Mick poured some water into a clean saucepan to use for the woman. Then he stripped off his coat and shoved the most badly stained sleeve into the large pan. He’d see about the female after he got the damned boots off.
He pushed down the straps of his braces and plopped down on the sagging bed next to her.
She moaned. Then spoke. “My God, no. Not again.” The five words made her origins clear. An Englishwoman.
A pity. He didn’t think much of the English.
He swivelled around, one boot dangling from his hand. Horrified green eyes stared up at him from a pale face. The woman didn’t seem particularly happy to see him either.
She groaned. “Hell’s bells. All that effort, wasted. Did the boys on the street tell you where to find me?”
“Hey?”
“I should not have riled the man,” she murmured. “My God, this one’s much. My head is so wobbly, it will fall off. Oh, blast. I give up.”
“Aye?” Mick rubbed two fingers across his unshaved chin. Maybe she was a criminal who’d caved at the sight of his helmet hanging on the chair. “Right. What did you do, then?

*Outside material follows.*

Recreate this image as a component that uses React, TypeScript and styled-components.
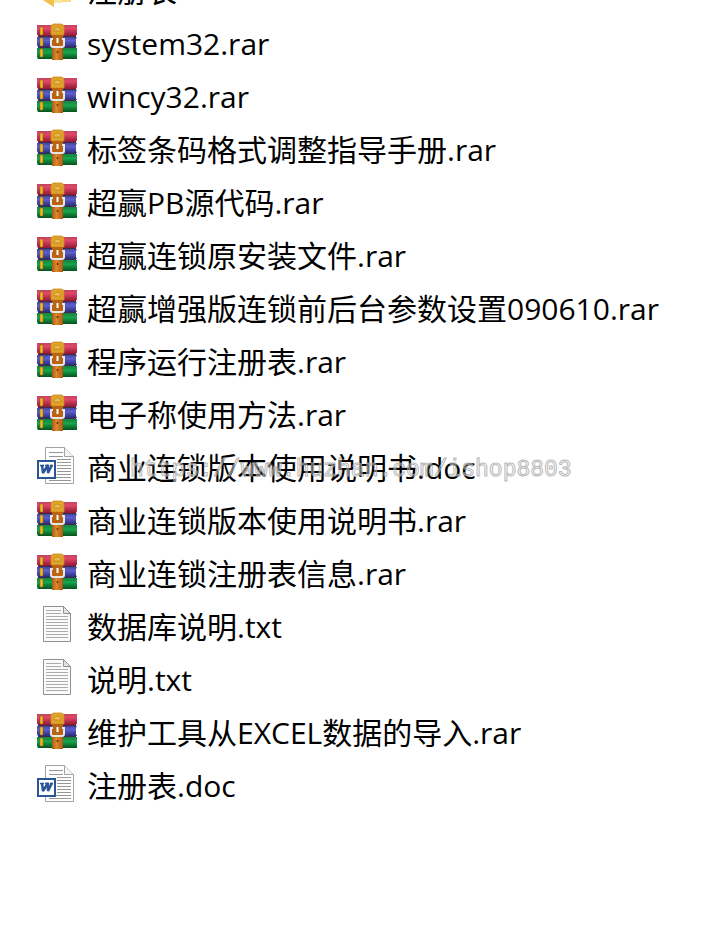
import React from 'react';
import styled, { createGlobalStyle } from 'styled-components';

type FileKind = 'folder' | 'rar' | 'doc' | 'txt';

interface FileItem {
  name: string;
  kind: FileKind;
  watermark?: string;
}

const files: FileItem[] = [
  { name: '注册表', kind: 'folder' },
  { name: 'system32.rar', kind: 'rar' },
  { name: 'wincy32.rar', kind: 'rar' },
  { name: '标签条码格式调整指导手册.rar', kind: 'rar' },
  { name: '超赢PB源代码.rar', kind: 'rar' },
  { name: '超赢连锁原安装文件.rar', kind: 'rar' },
  { name: '超赢增强版连锁前后台参数设置090610.rar', kind: 'rar' },
  { name: '程序运行注册表.rar', kind: 'rar' },
  { name: '电子称使用方法.rar', kind: 'rar' },
  { name: '商业连锁版本使用说明书.doc', kind: 'doc', watermark: 'https://www.huzhan.com/ishop8803' },
  { name: '商业连锁版本使用说明书.rar', kind: 'rar' },
  { name: '商业连锁注册表信息.rar', kind: 'rar' },
  { name: '数据库说明.txt', kind: 'txt' },
  { name: '说明.txt', kind: 'txt' },
  { name: '维护工具从EXCEL数据的导入.rar', kind: 'rar' },
  { name: '注册表.doc', kind: 'doc' },
];

const GlobalStyle = createGlobalStyle`
  body {
    margin: 0;
    background: #ffffff;
    overflow: hidden;
  }
`;

const FileList = styled.ul`
  list-style: none;
  margin: -36px 0 0;
  padding: 0 0 0 36px;
`;

const FileRow = styled.li`
  position: relative;
  display: flex;
  align-items: center;
  gap: 9px;
  height: 53px;
`;

const Icon = styled.svg`
  flex: none;
  display: block;
  width: 42px;
  height: 42px;
  margin-bottom: 3px;
`;

const FileName = styled.span`
  color: #000000;
  font-family: 'Open Sans', 'Noto Sans CJK SC', sans-serif;
  font-size: 30px;
  line-height: 52px;
  white-space: nowrap;
`;

const Watermark = styled.span`
  position: absolute;
  left: 94px;
  top: 15px;
  color: rgba(255, 255, 255, 0.3);
  -webkit-text-stroke: 1px rgba(165, 165, 165, 0.8);
  font-family: 'Liberation Mono', monospace;
  font-size: 23px;
  line-height: 28px;
  white-space: nowrap;
  pointer-events: none;
`;

const FolderIcon: React.FC = () => (
  <Icon viewBox="0 0 42 42" aria-hidden="true">
    <path d="M7 3h13l4 4h11v27H18v5L7 32z" fill="#f9dc83" />
    <path d="M7 32l11-3v10z" fill="#f2c14e" />
    <path d="M18 29h8v6h-8z" fill="#fbe6a6" />
  </Icon>
);

// Tre libri legati da una cinghia
const RarIcon: React.FC = () => (
  <Icon viewBox="0 0 42 42" aria-hidden="true">
    <defs>
      <linearGradient id="bookRed" x2="0" y2="1">
        <stop offset="0" stopColor="#c0455f" />
        <stop offset="0.3" stopColor="#e2476b" />
        <stop offset="1" stopColor="#8f1733" />
      </linearGradient>
      <linearGradient id="bookBlue" x2="0" y2="1">
        <stop offset="0" stopColor="#45459c" />
        <stop offset="0.35" stopColor="#5c60cc" />
        <stop offset="1" stopColor="#2b2b78" />
      </linearGradient>
      <linearGradient id="bookGreen" x2="0" y2="1">
        <stop offset="0" stopColor="#178242" />
        <stop offset="0.4" stopColor="#17a54b" />
        <stop offset="1" stopColor="#07501f" />
      </linearGradient>
      <linearGradient id="strap">
        <stop offset="0" stopColor="#a3580f" />
        <stop offset="0.4" stopColor="#dd8a30" />
        <stop offset="1" stopColor="#a5520b" />
      </linearGradient>
    </defs>
    <path d="M1 4h40v9l-1 2H2l-1-2z" fill="url(#bookRed)" />
    <path d="M1 16h40l-1 2v6l1 2H2l-1-2z" fill="url(#bookBlue)" />
    <path d="M1 27h40v11H2l-1-2z" fill="url(#bookGreen)" />
    <path d="M2 15.500h38M2 26.500h38" stroke="#3d2c45" strokeWidth="1" />
    <path d="M4 6v8h3V6zM4 17v8h3v-8zM4 28v8h3v-8z" fill="#f6b91d" stroke="#7d5a20" strokeWidth="0.500" />
    <path d="M16 13h11v26H16z" fill="url(#strap)" />
    <path d="M15 5q1-2 3-2h7q2 0 3 2v9H15z" fill="#dfa32b" stroke="#c98a1c" strokeWidth="0.800" />
    <path d="M18 10V8q3-4 7 0v2z" fill="#eabb4b" stroke="#bf8421" strokeWidth="0.800" />
    <path d="M16 14h11v12H16z" fill="#b86412" />
    <path d="M17 18h-2v6q0 2 2 2h9q2 0 2-2v-6h-2" fill="none" stroke="#e6e6e6" strokeWidth="2" />
    <path d="M21.500 17v5" stroke="#ffffff" strokeWidth="2" />
    <path d="M18 28v10M25 28v10" stroke="#c97929" strokeWidth="0.800" />
    <circle cx="21.500" cy="31" r="1" fill="#693204" />
  </Icon>
);

const DocIcon: React.FC = () => (
  <Icon viewBox="0 0 42 42" aria-hidden="true">
    <path d="M9.500 2.500h19l9 9v27h-28z" fill="#ffffff" stroke="#a3a3a3" />
    <path d="M28.500 2.500v9h9" fill="#f4f4f4" stroke="#a3a3a3" />
    <path
      d="M13 7.500h14M13 11.500h14M21 14.500h14M21 17.500h14M21 20.500h14M21 23.500h14M21 26.500h14M21 29.500h14M13 32.500h22M13 35.500h22"
      stroke="#979797"
    />
    <path d="M1 15h19v19H1z" fill="#2a5699" />
    <path d="M3 17h15v15H3z" fill="#ffffff" />
    <path d="M4 20.500h4M9 20.500h4M14 20.500h3" stroke="#2a5699" strokeWidth="1.500" />
    <path d="M6 20l1 8l5-8v8l4-8" fill="none" stroke="#2a5699" strokeWidth="2.500" strokeLinejoin="bevel" />
  </Icon>
);

const TxtIcon: React.FC = () => (
  <Icon viewBox="0 0 42 42" aria-hidden="true">
    <path d="M7.500 2.500h20l7 7v28h-27z" fill="#fafafa" stroke="#919191" />
    <path d="M27.500 2.500v7h7z" fill="#e2e2e2" stroke="#919191" />
    <path
      d="M10 6.500h15M10 9.500h15M10 12.500h22M10 15.500h22M10 18.500h22M10 21.500h22M10 24.500h22M10 27.500h22M10 30.500h22M10 33.500h22"
      stroke="#a9adaf"
    />
  </Icon>
);

const icons: Record<FileKind, React.FC> = {
  folder: FolderIcon,
  rar: RarIcon,
  doc: DocIcon,
  txt: TxtIcon,
};

const App: React.FC = () => {
  return (
    <>
      <GlobalStyle />
      <FileList>
        {files.map((file) => {
          const KindIcon = icons[file.kind];
          return (
            <FileRow key={file.name}>
              <KindIcon />
              <FileName>{file.name}</FileName>
              {file.watermark && <Watermark>{file.watermark}</Watermark>}
            </FileRow>
          );
        })}
      </FileList>
    </>
  );
};

export default App;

Were you going and asking for trouble from those lads?”
“No.” The woman sounded tired, but testy. “As I told the man in charge, someone will pay for my return. A good amount, no questions asked. He didn’t seem to care. I should have known better than to wander, but the light . . .” Her voice died away.

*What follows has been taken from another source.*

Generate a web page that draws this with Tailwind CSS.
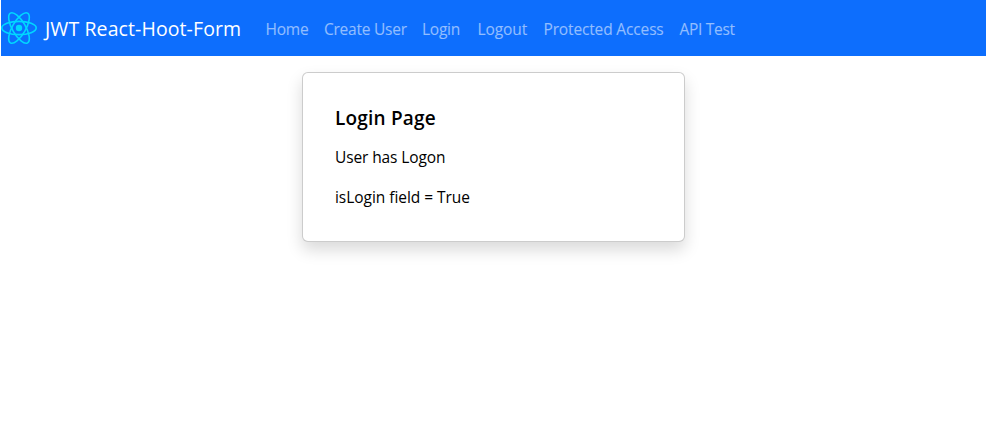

Perhaps she had suffered some kind of brain injury. He studied her pale face; her eyes were closed again. He’d check her pupils later. “The man in charge?” he prompted.
“Oh, I don’t know.” A definite peevish note to her tone. “Perhaps he’s not in charge. He claimed he was. Perhaps some other beast is the owner. Perhaps you are. I don’t truly care. I said I give up, so go on then.”
Mick dropped the boot he held onto the floor. He stood up, lit another candle and peered down at her. “Here, now. Are you all right, miss? You do know you got a nasty cosh on the head?”
She opened her eyes and looked at him again, glaring, for pity’s sake. Her blood-streaked brow furrowed in regal disdain. “And would that make the slightest difference to you?”
“What?”
“I mean, do you rougher types actually care if the girl is injured or unwilling? I tried drooling and crooning like a mad-woman and that didn’t stop the first man. Then they said that rough types get the girls who act up.” The woman gave a small moan. She examined him. “Though I must say you have a kind face. Does it help my—ah, me—if I say I give up? I will apologize to the men I injured if it is necessary. Might I be given a different sort of, ah . . .” She flushed.